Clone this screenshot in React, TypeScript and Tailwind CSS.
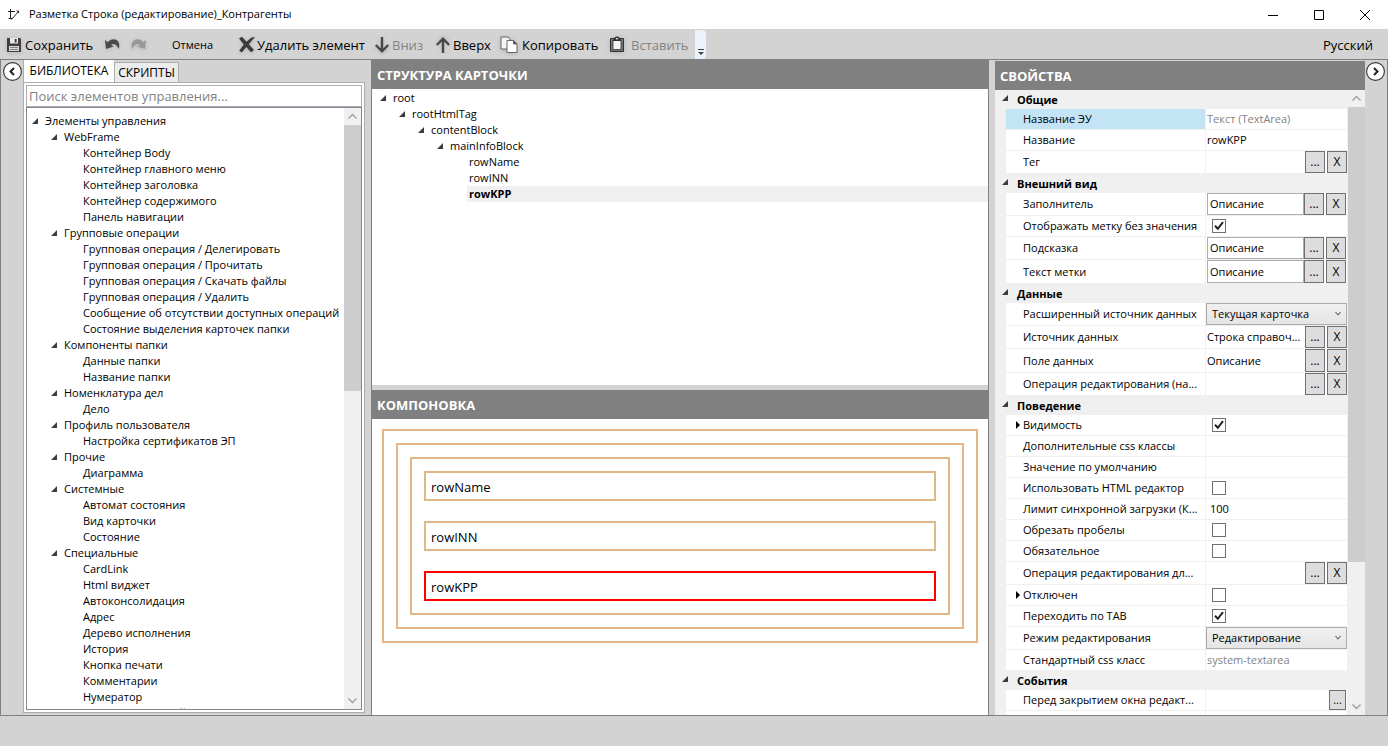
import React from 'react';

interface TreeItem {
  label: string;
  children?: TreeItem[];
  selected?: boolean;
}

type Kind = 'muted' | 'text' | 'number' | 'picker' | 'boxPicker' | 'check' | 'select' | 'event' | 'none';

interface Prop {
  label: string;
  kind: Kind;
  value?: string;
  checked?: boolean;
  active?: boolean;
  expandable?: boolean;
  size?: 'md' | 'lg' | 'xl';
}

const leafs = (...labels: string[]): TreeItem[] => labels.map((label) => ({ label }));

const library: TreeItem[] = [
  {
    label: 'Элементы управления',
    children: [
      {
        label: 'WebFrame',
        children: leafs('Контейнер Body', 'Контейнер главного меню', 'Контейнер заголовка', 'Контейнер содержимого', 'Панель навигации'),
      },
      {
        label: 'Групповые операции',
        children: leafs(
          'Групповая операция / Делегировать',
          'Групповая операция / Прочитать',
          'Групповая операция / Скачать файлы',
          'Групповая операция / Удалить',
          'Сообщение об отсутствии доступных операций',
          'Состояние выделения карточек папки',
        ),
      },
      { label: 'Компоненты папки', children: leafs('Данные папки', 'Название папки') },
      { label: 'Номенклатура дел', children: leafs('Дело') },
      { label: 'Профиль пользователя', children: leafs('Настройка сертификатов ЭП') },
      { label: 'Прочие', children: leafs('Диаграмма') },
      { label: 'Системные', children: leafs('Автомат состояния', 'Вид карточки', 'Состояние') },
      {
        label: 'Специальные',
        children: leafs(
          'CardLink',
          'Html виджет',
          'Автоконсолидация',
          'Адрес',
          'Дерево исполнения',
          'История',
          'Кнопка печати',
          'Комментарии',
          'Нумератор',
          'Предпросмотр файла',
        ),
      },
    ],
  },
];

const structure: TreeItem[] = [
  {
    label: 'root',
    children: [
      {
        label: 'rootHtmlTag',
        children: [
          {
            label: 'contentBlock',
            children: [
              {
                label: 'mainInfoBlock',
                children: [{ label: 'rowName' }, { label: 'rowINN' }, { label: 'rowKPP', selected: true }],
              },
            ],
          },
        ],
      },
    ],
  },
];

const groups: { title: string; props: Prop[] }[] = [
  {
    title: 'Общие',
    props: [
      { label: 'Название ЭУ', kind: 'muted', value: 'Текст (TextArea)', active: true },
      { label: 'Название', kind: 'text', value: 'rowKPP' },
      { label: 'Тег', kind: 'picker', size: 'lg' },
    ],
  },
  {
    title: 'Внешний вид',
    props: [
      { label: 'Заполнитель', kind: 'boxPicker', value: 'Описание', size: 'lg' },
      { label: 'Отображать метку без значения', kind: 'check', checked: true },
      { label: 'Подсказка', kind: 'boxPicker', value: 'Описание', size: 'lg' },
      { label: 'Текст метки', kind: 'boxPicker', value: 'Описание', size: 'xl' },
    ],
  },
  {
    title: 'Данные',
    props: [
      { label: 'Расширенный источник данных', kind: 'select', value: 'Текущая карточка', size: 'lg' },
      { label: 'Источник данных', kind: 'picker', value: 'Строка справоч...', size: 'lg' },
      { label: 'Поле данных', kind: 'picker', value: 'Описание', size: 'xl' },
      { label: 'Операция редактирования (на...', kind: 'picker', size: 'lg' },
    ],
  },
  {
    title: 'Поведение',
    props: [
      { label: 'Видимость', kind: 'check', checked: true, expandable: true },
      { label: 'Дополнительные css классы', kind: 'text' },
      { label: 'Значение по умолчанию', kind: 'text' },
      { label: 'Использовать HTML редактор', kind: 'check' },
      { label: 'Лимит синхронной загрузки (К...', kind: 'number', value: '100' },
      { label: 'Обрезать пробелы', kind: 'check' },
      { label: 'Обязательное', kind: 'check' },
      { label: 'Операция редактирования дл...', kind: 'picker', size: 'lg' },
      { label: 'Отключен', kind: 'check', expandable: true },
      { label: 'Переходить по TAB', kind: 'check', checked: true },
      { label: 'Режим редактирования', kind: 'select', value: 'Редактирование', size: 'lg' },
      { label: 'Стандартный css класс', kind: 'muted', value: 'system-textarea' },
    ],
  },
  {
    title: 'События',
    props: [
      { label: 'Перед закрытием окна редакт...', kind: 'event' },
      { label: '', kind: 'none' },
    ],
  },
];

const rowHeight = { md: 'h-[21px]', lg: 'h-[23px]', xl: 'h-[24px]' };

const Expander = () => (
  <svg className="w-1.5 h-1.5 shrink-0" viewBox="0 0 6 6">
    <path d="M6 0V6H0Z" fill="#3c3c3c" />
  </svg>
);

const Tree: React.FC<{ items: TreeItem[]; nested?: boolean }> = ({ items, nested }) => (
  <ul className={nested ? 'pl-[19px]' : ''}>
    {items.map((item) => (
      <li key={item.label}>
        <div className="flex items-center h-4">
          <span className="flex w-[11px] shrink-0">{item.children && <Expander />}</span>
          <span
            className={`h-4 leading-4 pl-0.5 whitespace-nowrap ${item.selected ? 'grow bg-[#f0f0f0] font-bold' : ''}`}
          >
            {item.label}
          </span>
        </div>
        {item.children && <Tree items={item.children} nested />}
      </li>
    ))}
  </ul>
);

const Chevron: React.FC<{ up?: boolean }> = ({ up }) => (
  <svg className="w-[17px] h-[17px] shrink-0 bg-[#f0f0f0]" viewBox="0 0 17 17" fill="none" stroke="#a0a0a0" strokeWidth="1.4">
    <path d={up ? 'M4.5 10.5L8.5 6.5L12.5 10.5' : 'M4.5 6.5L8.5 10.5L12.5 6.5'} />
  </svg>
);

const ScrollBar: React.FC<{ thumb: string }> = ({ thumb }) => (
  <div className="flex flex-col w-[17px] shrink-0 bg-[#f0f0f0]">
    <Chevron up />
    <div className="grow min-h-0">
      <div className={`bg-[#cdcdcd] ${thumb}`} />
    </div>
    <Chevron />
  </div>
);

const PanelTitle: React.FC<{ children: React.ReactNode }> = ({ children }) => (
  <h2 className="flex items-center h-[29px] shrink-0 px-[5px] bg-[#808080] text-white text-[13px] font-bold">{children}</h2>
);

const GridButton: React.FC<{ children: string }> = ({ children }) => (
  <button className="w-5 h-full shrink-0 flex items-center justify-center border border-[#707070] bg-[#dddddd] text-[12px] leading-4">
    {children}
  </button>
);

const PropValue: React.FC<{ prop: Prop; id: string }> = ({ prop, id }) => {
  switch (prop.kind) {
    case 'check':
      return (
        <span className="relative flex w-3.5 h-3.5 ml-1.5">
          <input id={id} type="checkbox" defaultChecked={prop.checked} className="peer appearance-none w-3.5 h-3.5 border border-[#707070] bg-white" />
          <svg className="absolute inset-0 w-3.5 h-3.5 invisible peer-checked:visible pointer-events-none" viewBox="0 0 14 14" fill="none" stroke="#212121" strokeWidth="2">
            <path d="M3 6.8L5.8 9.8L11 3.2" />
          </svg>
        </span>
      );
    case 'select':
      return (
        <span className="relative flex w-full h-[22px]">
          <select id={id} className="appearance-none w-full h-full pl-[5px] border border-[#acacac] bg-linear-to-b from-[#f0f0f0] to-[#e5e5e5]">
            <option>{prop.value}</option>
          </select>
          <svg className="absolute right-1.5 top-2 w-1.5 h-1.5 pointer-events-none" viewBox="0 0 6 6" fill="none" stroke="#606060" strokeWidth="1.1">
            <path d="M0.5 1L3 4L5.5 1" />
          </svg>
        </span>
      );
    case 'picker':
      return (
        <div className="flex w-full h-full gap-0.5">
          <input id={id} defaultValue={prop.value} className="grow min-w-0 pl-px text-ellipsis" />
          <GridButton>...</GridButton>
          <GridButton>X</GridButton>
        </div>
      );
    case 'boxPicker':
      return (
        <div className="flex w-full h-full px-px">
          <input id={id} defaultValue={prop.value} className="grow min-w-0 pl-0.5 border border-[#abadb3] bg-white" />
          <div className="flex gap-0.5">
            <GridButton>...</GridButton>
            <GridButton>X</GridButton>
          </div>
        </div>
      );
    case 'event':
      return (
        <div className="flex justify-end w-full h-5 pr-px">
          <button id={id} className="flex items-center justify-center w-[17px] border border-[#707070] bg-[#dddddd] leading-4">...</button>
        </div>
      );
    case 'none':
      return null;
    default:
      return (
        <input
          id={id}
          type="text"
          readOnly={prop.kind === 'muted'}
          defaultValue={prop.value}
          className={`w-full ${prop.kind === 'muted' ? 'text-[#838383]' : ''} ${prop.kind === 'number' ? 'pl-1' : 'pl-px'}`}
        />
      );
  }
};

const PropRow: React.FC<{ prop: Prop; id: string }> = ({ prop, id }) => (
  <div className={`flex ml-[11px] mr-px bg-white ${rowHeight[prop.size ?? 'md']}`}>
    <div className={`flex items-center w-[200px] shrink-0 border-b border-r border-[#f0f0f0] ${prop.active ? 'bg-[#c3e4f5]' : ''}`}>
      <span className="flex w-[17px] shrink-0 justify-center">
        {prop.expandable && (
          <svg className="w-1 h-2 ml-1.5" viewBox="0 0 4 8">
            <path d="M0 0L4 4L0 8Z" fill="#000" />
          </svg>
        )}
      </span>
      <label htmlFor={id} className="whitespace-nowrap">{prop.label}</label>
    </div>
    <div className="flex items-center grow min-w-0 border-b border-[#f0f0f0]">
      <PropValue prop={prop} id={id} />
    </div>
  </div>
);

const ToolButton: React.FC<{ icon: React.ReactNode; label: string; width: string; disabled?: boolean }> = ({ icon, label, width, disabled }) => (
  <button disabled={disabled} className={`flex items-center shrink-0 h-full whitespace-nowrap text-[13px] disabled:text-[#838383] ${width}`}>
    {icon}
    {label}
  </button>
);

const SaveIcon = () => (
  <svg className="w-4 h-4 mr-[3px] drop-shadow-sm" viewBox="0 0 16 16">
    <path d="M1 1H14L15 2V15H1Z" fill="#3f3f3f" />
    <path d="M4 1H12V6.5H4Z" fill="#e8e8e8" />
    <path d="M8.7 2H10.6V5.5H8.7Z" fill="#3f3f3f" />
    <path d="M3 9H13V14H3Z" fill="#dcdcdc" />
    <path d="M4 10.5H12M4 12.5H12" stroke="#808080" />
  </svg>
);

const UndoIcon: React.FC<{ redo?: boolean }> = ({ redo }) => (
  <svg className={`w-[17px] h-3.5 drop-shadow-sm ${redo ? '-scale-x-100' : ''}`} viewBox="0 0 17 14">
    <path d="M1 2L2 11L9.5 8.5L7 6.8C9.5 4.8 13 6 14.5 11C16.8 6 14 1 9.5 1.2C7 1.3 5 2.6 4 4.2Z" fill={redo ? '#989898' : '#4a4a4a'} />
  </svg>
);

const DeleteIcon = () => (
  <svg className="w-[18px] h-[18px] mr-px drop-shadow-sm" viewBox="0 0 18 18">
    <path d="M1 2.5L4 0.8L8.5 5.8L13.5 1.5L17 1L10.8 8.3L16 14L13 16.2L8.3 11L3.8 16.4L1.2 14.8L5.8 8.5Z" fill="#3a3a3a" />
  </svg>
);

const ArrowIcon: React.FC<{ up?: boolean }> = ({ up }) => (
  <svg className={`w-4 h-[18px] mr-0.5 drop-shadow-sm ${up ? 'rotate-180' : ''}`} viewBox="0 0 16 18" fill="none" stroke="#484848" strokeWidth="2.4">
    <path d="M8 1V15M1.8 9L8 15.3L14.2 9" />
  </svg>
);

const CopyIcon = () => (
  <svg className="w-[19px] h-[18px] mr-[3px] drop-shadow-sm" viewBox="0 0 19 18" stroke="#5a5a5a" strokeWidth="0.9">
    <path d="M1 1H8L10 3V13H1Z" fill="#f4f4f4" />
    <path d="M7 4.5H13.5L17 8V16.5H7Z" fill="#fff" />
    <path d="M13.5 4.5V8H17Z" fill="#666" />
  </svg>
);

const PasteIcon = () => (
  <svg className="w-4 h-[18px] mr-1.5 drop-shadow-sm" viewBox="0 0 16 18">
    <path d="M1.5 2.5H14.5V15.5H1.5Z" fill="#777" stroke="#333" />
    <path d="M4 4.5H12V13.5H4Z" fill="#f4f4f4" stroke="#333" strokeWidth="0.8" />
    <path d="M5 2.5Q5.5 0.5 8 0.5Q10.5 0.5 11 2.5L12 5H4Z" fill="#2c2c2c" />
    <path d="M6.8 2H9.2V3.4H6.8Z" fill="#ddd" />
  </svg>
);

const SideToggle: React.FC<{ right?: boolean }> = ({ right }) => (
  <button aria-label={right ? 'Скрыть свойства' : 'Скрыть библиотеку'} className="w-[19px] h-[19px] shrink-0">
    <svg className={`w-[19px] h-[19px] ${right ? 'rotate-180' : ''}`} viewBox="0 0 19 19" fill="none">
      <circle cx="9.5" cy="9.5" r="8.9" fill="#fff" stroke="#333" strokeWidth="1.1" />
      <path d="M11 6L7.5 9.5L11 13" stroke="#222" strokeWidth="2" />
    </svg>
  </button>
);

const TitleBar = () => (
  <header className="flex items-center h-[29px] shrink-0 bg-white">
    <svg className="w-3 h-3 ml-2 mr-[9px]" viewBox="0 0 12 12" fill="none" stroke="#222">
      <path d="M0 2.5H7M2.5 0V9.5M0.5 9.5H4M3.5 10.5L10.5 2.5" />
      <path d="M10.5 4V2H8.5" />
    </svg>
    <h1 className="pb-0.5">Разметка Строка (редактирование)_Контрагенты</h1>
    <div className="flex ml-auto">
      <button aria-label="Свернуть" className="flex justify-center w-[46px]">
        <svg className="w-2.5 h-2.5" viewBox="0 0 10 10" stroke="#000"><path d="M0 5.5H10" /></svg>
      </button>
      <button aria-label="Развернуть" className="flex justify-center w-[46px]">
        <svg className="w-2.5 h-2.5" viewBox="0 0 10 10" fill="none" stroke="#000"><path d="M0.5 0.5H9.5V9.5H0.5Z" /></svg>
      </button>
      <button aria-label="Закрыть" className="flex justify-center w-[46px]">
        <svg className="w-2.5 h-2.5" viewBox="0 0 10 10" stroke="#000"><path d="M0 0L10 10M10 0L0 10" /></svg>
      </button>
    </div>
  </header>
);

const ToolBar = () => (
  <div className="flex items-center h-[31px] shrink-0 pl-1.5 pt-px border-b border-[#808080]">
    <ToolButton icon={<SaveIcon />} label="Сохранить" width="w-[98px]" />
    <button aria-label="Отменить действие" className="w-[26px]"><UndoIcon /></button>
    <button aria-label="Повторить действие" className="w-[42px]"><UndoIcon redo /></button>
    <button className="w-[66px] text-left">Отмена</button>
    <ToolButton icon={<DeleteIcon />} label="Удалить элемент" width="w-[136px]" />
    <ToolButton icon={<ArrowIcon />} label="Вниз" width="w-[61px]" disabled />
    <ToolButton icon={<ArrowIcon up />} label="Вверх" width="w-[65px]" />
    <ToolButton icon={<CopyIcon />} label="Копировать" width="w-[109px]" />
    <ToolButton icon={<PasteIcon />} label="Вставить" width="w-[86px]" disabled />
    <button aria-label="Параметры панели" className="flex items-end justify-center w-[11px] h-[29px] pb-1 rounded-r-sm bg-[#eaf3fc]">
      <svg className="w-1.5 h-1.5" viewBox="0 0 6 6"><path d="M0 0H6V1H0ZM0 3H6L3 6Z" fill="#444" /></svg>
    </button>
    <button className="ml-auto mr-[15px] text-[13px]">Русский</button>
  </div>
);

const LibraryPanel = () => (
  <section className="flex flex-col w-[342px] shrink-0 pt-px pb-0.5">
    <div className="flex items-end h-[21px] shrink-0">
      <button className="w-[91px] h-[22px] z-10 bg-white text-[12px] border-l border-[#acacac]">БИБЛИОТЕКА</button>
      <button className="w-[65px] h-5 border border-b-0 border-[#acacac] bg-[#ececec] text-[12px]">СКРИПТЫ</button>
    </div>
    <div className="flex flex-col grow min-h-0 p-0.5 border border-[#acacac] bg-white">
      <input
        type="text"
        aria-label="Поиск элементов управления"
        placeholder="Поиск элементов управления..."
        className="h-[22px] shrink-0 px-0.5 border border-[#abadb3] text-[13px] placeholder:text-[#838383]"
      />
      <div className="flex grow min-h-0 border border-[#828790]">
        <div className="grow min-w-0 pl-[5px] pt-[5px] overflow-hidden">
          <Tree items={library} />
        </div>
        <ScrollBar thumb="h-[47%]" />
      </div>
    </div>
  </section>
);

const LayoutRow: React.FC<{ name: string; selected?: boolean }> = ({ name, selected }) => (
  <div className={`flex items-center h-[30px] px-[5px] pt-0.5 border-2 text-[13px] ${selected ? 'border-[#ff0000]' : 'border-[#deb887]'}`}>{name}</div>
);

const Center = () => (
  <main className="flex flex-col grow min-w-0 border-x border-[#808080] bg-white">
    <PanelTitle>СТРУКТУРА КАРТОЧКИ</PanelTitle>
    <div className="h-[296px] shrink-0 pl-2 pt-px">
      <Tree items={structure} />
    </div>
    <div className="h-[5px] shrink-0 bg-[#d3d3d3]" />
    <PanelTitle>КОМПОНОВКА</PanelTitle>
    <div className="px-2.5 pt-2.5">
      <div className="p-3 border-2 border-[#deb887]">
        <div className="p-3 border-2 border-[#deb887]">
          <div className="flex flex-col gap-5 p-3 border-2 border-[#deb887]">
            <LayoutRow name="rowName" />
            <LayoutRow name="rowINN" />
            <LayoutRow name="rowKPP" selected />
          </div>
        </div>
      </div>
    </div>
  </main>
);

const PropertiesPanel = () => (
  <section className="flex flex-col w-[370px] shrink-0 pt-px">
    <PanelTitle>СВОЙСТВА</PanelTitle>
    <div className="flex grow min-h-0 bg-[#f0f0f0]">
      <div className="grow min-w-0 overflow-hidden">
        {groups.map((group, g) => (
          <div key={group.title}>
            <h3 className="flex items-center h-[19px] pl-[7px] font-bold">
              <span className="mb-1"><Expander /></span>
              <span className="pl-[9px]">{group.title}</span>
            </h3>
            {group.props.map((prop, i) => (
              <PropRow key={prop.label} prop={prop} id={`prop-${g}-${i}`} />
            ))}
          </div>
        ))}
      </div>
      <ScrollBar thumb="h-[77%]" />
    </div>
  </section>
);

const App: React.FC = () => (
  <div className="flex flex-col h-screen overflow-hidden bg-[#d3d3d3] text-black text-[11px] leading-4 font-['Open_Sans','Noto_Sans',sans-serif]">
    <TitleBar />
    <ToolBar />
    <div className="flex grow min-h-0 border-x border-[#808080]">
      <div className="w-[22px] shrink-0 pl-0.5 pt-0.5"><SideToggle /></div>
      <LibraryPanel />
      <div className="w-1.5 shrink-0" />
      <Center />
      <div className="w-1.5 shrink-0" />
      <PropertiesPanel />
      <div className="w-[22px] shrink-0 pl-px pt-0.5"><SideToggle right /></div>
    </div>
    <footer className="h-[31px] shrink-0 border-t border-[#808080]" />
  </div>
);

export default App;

------------------------

WHAT IS ASKED:
Emit the lines of the material exactly, from its first line to the line containing "const leafs = (...labels: string[]): TreeItem[]", inclusive; leave every picture out.

SOLUTION BELOW:
Clone this screenshot in React, TypeScript and Tailwind CSS.
import React from 'react';

interface TreeItem {
  label: string;
  children?: TreeItem[];
  selected?: boolean;
}

type Kind = 'muted' | 'text' | 'number' | 'picker' | 'boxPicker' | 'check' | 'select' | 'event' | 'none';

interface Prop {
  label: string;
  kind: Kind;
  value?: string;
  checked?: boolean;
  active?: boolean;
  expandable?: boolean;
  size?: 'md' | 'lg' | 'xl';
}

const leafs = (...labels: string[]): TreeItem[] => labels.map((label) => ({ label }));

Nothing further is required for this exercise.